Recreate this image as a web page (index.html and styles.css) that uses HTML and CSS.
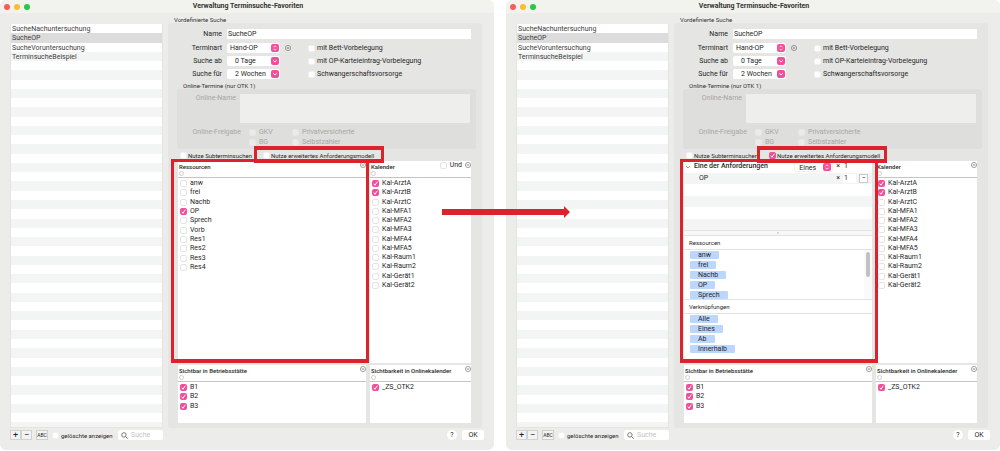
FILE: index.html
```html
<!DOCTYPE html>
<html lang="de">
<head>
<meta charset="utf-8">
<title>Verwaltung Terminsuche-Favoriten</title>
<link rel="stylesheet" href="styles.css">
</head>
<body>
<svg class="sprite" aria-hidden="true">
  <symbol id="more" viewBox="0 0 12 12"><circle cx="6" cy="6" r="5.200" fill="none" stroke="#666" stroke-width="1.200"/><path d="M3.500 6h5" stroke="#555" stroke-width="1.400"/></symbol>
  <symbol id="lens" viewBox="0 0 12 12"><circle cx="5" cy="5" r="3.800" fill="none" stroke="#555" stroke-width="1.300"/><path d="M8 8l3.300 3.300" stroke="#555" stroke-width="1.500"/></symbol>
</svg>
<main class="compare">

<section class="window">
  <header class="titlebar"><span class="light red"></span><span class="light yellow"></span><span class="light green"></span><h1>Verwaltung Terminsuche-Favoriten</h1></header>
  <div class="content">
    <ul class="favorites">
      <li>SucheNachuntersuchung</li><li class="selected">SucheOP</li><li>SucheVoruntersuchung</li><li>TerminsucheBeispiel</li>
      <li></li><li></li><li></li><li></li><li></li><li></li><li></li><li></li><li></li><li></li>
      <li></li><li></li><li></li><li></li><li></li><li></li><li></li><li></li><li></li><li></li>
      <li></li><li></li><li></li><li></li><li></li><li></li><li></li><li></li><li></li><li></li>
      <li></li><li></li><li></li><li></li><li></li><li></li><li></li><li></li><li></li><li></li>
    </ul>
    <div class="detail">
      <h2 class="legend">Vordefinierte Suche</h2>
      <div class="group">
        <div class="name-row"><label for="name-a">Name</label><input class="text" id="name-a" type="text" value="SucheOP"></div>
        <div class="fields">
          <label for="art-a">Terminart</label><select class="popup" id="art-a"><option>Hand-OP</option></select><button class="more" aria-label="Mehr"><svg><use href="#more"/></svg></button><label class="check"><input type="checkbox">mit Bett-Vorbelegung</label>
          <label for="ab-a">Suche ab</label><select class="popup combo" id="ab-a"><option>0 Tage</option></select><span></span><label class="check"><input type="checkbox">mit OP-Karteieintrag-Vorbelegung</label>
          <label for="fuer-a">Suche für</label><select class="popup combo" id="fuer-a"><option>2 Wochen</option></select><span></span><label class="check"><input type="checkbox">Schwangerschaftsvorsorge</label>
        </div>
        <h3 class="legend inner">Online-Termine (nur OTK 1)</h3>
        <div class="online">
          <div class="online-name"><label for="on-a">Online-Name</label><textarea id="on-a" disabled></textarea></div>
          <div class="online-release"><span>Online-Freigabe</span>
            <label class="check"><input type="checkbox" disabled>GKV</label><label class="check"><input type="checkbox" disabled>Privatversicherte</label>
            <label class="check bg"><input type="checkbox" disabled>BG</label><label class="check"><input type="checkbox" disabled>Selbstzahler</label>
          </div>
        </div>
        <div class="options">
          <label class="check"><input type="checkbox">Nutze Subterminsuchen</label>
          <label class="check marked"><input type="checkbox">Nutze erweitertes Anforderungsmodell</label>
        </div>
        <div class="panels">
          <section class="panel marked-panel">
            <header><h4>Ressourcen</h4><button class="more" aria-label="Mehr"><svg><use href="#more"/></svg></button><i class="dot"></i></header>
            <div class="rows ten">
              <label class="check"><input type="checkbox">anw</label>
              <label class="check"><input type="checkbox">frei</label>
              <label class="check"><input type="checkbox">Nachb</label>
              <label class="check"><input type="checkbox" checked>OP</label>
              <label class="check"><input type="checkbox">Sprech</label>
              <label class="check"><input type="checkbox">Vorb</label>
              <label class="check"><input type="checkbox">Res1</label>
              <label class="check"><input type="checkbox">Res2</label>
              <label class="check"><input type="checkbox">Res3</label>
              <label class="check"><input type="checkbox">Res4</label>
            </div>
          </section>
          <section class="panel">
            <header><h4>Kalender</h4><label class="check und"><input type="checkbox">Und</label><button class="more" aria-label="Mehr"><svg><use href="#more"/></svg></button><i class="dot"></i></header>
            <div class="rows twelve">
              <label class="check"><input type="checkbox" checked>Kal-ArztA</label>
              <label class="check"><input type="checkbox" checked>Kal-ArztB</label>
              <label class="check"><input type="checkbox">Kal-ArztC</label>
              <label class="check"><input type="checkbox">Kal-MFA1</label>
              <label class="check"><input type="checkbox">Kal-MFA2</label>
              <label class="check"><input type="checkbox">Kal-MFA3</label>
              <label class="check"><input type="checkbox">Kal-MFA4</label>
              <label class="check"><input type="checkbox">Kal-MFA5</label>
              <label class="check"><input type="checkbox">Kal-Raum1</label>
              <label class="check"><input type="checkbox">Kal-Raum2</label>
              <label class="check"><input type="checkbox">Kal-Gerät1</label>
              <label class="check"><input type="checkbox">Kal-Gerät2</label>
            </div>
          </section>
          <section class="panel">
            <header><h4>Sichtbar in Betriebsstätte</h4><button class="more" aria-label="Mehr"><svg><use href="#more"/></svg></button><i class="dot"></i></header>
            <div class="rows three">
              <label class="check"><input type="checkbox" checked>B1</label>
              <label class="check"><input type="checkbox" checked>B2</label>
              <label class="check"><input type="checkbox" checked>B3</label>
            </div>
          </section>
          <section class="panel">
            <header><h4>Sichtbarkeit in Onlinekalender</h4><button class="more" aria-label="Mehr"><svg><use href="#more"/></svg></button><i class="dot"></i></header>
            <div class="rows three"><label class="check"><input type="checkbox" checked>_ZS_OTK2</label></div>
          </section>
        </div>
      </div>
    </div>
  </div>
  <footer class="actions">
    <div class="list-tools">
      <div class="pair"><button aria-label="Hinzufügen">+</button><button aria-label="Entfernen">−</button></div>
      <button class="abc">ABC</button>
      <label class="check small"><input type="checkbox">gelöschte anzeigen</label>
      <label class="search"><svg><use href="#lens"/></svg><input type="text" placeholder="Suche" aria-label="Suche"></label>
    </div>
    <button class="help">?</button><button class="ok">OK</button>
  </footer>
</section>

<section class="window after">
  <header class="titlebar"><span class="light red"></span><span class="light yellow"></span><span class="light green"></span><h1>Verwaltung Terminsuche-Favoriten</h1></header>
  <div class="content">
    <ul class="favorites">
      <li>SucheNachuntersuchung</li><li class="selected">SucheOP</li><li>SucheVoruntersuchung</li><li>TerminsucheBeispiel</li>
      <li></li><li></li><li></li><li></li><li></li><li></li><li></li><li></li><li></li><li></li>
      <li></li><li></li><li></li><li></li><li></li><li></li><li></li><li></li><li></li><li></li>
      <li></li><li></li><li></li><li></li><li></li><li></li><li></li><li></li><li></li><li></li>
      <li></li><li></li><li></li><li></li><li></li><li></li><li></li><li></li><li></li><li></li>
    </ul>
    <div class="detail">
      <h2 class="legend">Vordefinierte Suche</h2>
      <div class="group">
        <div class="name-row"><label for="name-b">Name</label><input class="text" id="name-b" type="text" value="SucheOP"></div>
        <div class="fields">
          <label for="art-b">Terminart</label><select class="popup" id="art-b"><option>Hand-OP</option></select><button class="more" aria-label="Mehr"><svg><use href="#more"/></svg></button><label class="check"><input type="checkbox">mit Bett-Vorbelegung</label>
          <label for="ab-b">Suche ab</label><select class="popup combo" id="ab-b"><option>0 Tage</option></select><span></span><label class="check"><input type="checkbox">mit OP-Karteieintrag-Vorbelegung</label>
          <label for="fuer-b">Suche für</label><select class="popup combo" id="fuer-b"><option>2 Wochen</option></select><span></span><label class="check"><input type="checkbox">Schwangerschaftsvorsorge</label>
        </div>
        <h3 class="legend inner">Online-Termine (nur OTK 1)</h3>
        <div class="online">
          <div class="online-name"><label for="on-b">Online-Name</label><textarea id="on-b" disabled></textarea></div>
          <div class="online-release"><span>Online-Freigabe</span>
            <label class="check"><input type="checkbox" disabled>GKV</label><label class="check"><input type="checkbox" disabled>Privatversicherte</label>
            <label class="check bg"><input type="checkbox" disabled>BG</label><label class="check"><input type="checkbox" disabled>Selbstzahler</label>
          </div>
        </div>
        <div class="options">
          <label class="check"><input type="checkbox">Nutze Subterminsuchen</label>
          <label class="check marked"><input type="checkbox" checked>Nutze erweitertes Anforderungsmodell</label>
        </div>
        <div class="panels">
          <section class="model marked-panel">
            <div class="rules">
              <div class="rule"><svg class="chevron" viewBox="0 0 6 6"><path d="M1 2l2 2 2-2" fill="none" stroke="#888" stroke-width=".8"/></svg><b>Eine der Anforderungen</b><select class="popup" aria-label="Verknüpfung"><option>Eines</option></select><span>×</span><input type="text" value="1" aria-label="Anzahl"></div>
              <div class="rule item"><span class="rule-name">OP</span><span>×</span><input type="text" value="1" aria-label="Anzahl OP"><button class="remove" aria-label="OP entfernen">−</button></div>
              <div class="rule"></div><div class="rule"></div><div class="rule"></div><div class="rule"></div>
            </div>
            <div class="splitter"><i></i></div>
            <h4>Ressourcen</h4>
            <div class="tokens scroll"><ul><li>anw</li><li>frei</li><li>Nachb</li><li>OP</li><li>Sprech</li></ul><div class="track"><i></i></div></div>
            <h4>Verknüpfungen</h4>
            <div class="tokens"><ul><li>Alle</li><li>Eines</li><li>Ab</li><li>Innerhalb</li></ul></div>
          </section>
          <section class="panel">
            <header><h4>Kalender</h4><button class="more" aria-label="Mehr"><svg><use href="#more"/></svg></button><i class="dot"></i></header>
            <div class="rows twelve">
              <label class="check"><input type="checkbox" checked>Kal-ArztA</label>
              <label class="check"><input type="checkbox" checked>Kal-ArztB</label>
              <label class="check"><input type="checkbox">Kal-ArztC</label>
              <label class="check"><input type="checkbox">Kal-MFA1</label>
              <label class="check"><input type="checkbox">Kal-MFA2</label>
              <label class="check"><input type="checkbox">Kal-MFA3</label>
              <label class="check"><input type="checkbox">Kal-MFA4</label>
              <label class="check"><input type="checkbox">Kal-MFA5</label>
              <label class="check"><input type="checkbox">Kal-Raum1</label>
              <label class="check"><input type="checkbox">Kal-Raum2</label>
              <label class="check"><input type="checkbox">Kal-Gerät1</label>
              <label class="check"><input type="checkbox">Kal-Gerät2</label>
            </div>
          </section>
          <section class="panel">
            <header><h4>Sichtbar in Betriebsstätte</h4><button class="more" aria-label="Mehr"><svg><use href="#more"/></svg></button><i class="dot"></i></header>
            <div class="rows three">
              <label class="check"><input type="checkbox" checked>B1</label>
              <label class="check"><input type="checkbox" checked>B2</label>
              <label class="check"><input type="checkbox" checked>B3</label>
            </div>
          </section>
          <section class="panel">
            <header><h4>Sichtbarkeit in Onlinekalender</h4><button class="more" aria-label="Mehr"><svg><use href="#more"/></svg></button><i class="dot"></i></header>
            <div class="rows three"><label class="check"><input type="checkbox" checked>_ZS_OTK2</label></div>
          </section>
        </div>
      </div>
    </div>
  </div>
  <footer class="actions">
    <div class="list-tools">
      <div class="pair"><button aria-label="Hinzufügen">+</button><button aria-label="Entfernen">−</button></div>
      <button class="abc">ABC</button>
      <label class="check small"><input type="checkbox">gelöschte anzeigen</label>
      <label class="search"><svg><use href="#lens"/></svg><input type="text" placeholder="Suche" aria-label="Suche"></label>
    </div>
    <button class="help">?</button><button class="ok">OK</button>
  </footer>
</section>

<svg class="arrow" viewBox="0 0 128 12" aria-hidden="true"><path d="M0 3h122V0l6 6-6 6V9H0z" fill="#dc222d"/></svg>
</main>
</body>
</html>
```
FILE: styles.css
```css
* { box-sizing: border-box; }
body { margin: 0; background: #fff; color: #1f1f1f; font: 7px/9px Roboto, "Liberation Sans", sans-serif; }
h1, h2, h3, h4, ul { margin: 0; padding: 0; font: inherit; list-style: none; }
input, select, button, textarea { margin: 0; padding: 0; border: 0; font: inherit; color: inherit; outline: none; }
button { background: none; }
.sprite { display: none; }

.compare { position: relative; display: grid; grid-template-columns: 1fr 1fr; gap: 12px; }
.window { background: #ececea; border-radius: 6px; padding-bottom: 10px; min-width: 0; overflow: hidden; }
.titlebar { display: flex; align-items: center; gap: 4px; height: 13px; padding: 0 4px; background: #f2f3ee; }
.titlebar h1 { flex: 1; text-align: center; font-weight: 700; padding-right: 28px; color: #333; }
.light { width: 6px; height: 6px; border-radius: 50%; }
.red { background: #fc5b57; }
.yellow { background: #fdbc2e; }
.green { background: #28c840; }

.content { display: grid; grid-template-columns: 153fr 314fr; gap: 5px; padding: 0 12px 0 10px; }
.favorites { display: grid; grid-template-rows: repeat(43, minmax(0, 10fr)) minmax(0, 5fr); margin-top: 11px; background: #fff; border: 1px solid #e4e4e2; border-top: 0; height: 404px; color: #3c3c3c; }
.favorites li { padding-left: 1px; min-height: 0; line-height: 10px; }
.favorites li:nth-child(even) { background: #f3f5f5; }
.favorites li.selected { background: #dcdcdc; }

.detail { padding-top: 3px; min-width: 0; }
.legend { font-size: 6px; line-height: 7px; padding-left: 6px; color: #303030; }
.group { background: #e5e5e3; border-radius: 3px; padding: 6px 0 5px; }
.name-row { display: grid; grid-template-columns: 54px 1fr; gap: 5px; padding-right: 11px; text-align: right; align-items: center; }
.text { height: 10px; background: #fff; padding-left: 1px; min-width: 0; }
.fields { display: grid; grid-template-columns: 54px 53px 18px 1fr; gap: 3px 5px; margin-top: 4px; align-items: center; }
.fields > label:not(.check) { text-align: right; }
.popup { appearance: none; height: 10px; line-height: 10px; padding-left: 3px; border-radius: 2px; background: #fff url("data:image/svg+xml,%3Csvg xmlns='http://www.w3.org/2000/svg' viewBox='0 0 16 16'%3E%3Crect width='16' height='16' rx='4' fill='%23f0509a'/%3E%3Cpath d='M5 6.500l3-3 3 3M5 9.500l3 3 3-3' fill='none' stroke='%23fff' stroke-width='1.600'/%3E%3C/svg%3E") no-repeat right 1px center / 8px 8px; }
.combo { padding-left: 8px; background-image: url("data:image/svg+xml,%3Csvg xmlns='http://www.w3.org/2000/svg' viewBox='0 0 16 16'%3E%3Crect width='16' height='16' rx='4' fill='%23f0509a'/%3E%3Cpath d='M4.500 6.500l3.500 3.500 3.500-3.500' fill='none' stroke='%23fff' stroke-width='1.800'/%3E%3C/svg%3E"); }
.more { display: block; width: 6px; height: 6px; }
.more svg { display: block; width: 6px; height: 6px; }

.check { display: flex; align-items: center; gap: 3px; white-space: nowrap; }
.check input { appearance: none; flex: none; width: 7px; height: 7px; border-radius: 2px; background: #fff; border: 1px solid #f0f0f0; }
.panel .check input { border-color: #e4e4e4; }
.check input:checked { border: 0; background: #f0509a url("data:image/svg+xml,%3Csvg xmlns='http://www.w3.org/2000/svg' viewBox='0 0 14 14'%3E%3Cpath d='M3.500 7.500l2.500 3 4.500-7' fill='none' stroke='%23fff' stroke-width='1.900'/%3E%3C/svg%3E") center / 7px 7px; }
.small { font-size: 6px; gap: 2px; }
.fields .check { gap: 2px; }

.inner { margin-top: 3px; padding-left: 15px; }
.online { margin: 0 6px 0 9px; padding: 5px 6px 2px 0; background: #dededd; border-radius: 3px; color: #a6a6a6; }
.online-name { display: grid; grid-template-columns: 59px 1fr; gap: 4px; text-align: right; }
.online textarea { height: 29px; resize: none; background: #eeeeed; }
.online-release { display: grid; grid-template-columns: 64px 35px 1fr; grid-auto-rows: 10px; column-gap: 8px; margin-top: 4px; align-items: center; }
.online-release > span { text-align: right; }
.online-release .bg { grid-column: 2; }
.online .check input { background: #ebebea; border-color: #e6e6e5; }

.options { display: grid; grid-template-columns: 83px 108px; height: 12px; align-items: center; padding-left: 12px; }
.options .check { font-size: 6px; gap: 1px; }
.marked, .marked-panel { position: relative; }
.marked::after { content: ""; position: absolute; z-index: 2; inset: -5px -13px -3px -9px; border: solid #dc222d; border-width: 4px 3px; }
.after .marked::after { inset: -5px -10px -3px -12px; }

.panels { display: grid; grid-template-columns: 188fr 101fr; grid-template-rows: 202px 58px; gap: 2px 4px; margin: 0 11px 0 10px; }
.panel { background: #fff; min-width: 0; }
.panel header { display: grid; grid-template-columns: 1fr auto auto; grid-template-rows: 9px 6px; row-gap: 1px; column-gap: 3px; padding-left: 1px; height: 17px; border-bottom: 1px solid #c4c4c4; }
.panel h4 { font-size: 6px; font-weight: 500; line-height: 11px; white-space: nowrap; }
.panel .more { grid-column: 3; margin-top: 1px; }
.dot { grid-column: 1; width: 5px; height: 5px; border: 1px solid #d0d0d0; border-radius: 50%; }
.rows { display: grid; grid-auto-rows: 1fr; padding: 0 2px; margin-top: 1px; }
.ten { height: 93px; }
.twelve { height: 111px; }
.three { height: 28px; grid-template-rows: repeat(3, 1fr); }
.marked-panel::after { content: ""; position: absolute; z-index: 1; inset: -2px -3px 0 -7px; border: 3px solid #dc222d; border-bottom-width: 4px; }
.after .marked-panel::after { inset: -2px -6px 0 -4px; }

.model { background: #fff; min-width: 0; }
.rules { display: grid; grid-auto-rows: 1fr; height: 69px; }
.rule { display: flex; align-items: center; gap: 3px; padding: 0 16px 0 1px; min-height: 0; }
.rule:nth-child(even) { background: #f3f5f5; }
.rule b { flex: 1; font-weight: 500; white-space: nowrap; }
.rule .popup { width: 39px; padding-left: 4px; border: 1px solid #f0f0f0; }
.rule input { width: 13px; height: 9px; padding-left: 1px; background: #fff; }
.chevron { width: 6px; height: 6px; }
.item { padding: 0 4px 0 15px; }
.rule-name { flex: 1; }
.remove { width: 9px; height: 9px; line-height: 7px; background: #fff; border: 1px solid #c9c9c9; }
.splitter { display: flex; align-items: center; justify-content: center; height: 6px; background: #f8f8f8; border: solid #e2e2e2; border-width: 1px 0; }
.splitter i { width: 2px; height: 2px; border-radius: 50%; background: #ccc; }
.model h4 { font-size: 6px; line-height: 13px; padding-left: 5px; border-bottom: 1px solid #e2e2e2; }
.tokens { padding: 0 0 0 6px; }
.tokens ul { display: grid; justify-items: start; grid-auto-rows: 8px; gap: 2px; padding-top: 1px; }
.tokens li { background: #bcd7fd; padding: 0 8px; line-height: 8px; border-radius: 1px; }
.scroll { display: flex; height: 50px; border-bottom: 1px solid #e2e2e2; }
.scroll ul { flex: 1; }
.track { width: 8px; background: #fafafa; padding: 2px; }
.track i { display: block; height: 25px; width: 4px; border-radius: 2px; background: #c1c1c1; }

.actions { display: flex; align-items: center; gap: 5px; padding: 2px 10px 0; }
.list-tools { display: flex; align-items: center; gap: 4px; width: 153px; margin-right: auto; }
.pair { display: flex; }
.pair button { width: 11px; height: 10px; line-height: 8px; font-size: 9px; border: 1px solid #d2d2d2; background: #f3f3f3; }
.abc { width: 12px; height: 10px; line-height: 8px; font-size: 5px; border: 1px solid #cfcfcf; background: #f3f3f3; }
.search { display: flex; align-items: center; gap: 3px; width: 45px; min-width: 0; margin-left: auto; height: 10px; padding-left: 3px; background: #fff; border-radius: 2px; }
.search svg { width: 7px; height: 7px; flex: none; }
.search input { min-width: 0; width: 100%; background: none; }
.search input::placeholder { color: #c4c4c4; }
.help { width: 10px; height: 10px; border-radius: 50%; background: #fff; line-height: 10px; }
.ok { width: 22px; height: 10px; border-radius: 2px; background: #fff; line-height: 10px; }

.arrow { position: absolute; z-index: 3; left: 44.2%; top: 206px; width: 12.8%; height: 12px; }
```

• **Prompt**: Which lines contain the word "index"? Return each of them.

• **Response**:
Recreate this image as a web page (index.html and styles.css) that uses HTML and CSS.
FILE: index.html
.marked::after { content: ""; position: absolute; z-index: 2; inset: -5px -13px -3px -9px; border: solid #dc222d; border-width: 4px 3px; }
.marked-panel::after { content: ""; position: absolute; z-index: 1; inset: -2px -3px 0 -7px; border: 3px solid #dc222d; border-bottom-width: 4px; }
.arrow { position: absolute; z-index: 3; left: 44.2%; top: 206px; width: 12.8%; height: 12px; }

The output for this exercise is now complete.